Despatch/Collection of H Share Certificates/e-Auto Refund Payment Instructions/Refund
Cheques
• Applicants who applied for 500,000 or more Hong Kong Offer Shares through the HK
eIPO White Form  service and who have been successfully or partially successfully
allocated Hong Kong Offer Shares and are eligible to collect H Share certificates in person
may collect H Share certificates from the H Share Registrar, Tricor Investor Services
Limited at 17/F, Far East Finance Centre, 16 Harcourt Road, Hong Kong from 9:00 a.m.
to 1:00 p.m. on Thursday, November 9, 2023, or any other place or date as notified by the
Company.
• Applicants being individuals who are eligible for personal collection cannot authorize any
other person to make collection on their behalf. Corporate applicants which are eligible
for personal collection must attend by their authorized representatives bearing letters
of authorization from their corporations stamped with the corporations ’ chops. Both
individuals and authorized representatives (if applicable) must produce, at the time of
collection, evidence of identity acceptable to Tricor Investor Services Limited.

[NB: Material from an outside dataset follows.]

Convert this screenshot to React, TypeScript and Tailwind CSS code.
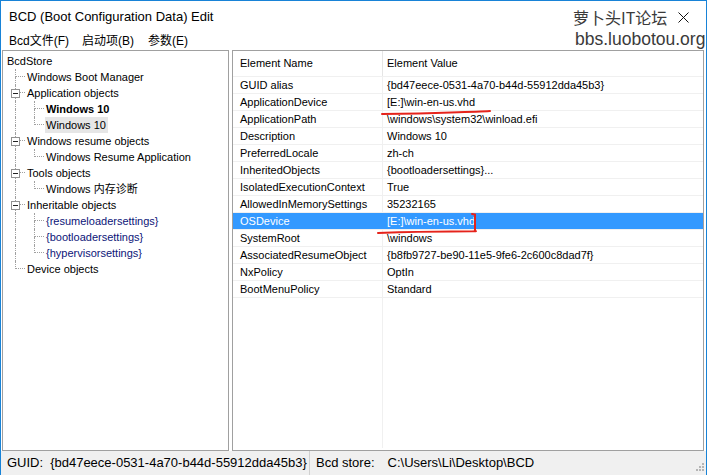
import React from 'react'

type Guide = 'I' | 'T' | 'L'

interface TreeRow {
  label: string
  guides: Guide[]
  box?: boolean
  bold?: boolean
  selected?: boolean
  navy?: boolean
}

const TREE: TreeRow[] = [
  { label: 'BcdStore', guides: [] },
  { label: 'Windows Boot Manager', guides: ['T'] },
  { label: 'Application objects', guides: ['T'], box: true },
  { label: 'Windows 10', guides: ['I', 'T'], bold: true },
  { label: 'Windows 10', guides: ['I', 'L'], selected: true },
  { label: 'Windows resume objects', guides: ['T'], box: true },
  { label: 'Windows Resume Application', guides: ['I', 'L'] },
  { label: 'Tools objects', guides: ['T'], box: true },
  { label: 'Windows 内存诊断', guides: ['I', 'L'] },
  { label: 'Inheritable objects', guides: ['T'], box: true },
  { label: '{resumeloadersettings}', guides: ['I', 'T'], navy: true },
  { label: '{bootloadersettings}', guides: ['I', 'T'], navy: true },
  { label: '{hypervisorsettings}', guides: ['I', 'L'], navy: true },
  { label: 'Device objects', guides: ['L'] },
]

const ELEMENTS: [string, string][] = [
  ['GUID alias', '{bd47eece-0531-4a70-b44d-55912dda45b3}'],
  ['ApplicationDevice', '[E:]\\win-en-us.vhd'],
  ['ApplicationPath', '\\windows\\system32\\winload.efi'],
  ['Description', 'Windows 10'],
  ['PreferredLocale', 'zh-ch'],
  ['InheritedObjects', '{bootloadersettings}...'],
  ['IsolatedExecutionContext', 'True'],
  ['AllowedInMemorySettings', '35232165'],
  ['OSDevice', '[E:]\\win-en-us.vhd'],
  ['SystemRoot', '\\windows'],
  ['AssociatedResumeObject', '{b8fb9727-be90-11e5-9fe6-2c600c8dad7f}'],
  ['NxPolicy', 'OptIn'],
  ['BootMenuPolicy', 'Standard'],
]

const SELECTED_ELEMENT = 'OSDevice'

function GuideCell({ kind, box }: { kind: Guide; box?: boolean }) {
  return (
    <div className="relative w-[19px] h-4 shrink-0 flex flex-col">
      {kind === 'I' ? (
        <div className="h-2 ml-2 border-l border-dotted border-[#a0a0a0]" />
      ) : (
        <div className="h-2 ml-2 w-[10px] border-l border-b border-dotted border-[#a0a0a0]" />
      )}
      {kind !== 'L' && <div className="h-2 ml-2 border-l border-dotted border-[#a0a0a0]" />}
      {box && (
        <div className="absolute left-[4px] top-[4px] w-[9px] h-[9px] border border-[#919191] bg-white flex items-center justify-center">
          <div className="w-[5px] h-px bg-[#222]" />
        </div>
      )}
    </div>
  )
}

function Tree() {
  return (
    <div className="pt-[2px] pl-[4px] text-[11px] leading-4 text-black">
      {TREE.map((row, i) => (
        <div key={i} className="flex h-4 items-center">
          {row.guides.map((g, j) => (
            <GuideCell key={j} kind={g} box={row.box && j === row.guides.length - 1} />
          ))}
          <span
            className={
              (row.guides.length ? 'pl-px pr-[2px] ' : '') +
              (row.bold ? 'font-bold ' : '') +
              (row.selected ? 'bg-[#e6e6e6] ' : '') +
              (row.navy ? 'text-[#0c1478]' : 'text-black')
            }
          >
            {row.label}
          </span>
        </div>
      ))}
    </div>
  )
}

function ElementList() {
  return (
    <div className="text-[11px] text-black">
      <div className="flex h-[26px] items-center border-b border-[#f0f0f0]">
        <div className="w-[150px] h-full flex items-center pl-[7px] border-r border-[#e5e5e5]">Element Name</div>
        <div className="pl-[4px]">Element Value</div>
      </div>
      {ELEMENTS.map(([name, value]) => {
        const sel = name === SELECTED_ELEMENT
        return (
          <div
            key={name}
            className={
              'flex h-[17px] items-center border-b border-[#f0f0f0] ' +
              (sel ? 'bg-[#3399ff] text-white' : '')
            }
          >
            <div
              className={
                'w-[150px] h-full flex items-center pl-[7px] border-r ' +
                (sel ? 'border-[#3399ff]' : 'border-[#f0f0f0]')
              }
            >
              {name}
            </div>
            <div className="pl-[4px] whitespace-nowrap">{value}</div>
          </div>
        )
      })}
      <div className="flex h-[150px]">
        <div className="w-[150px] border-r border-[#f0f0f0]" />
      </div>
    </div>
  )
}

export default function App() {
  return (
    <div className="relative w-[707px] h-[475px] overflow-hidden bg-white border-x border-t border-[#1883d7] flex flex-col font-['Liberation_Sans','Noto_Sans_CJK_SC',sans-serif]">
      {/* title bar */}
      <div className="h-[31px] shrink-0 flex items-center pl-[8px] text-[13px] text-black">
        BCD (Boot Configuration Data) Edit
      </div>

      {/* menu */}
      <div className="h-[18px] shrink-0 flex items-center pl-[8px] text-[12px] text-black">
        <span className="w-[73px]">Bcd文件(F)</span>
        <span className="w-[66px]">启动项(B)</span>
        <span>参数(E)</span>
      </div>

      {/* panes */}
      <div className="h-[401px] shrink-0 flex pl-px pr-[2px]">
        <div className="w-[227px] border border-[#a0a0a0] bg-white overflow-hidden">
          <Tree />
        </div>
        <div className="w-[3px]" />
        <div className="flex-1 border border-[#a0a0a0] bg-white overflow-hidden">
          <ElementList />
        </div>
      </div>

      {/* status bar */}
      <div className="flex-1 flex items-center bg-[#f0f0f0] text-[13px] text-black">
        <div className="w-[309px] h-full flex items-center pl-[6px] border-r border-[#d0d0d0]">
          <span>GUID:</span>
          <span className="ml-[7px]">{'{bd47eece-0531-4a70-b44d-55912dda45b3}'}</span>
        </div>
        <div className="flex items-center pl-[6px]">
          <span>Bcd store:</span>
          <span className="ml-[13px]">C:\Users\Li\Desktop\BCD</span>
        </div>
        <svg className="ml-auto mr-[2px] mt-[10px]" width="10" height="10" viewBox="0 0 10 10">
          {[
            [8, 0], [8, 3], [5, 3], [8, 6], [5, 6], [2, 6],
          ].map(([x, y], i) => (
            <rect key={i} x={x} y={y} width="2" height="2" fill="#b5b5b5" />
          ))}
        </svg>
      </div>

      {/* watermark + close glyph */}
      <div className="absolute left-[572px] top-[6px] text-[16px] leading-5 text-[#3a3a3a] font-['Noto_Sans_CJK_SC',sans-serif] [text-shadow:0_0_2px_#fff]">
        萝卜头IT论坛
      </div>
      <svg className="absolute left-[677px] top-[11px]" width="11" height="11" viewBox="0 0 11 11">
        <path d="M0.5 0.5 L10.5 10.5 M10.5 0.5 L0.5 10.5" stroke="#111" strokeWidth="1" fill="none" />
      </svg>
      <div className="absolute left-[574px] top-[28px] text-[17.5px] leading-5 text-[#3a3a3a] [text-shadow:0_0_2px_#fff]">
        bbs.luobotou.org
      </div>

      {/* red hand annotations */}
      <svg className="absolute left-0 top-0 pointer-events-none" width="707" height="475" viewBox="0 0 707 475">
        <path d="M381 113 Q 420 112.5 450 111.5 T 489 110" stroke="#e5231b" strokeWidth="2" fill="none" strokeLinecap="round" />
        <path d="M377 232 Q 420 230.5 450 230.5 T 474 230" stroke="#e5231b" strokeWidth="2" fill="none" strokeLinecap="round" />
        <path d="M471 213 L 474 213.5 L 474 230" stroke="#e5231b" strokeWidth="2" fill="none" strokeLinecap="round" />
      </svg>
    </div>
  )
}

• H Share certificates for Hong Kong Offer Shares allotted to applicants who applied for
less than 500,000 Hong Kong Offer Shares through the HK eIPO White Form service
are expected to be despatched to those entitled to the addresses specified in the relevant
application instructions by ordinary post at their own risk on or before Thursday, November
9, 2023.
• H Share certificates for Hong Kong Offer Shares allocated to applicants who applied
through the HK eIPO White Form service which are either not available for personal
collection or which are available but are not collected in person by 1:00 p.m. on Thursday,
November 9, 2023 are expected to be despatched by ordinary post to the addresses
specified in the relevant applications at their own risk on or before Thursday, November 9,
2023.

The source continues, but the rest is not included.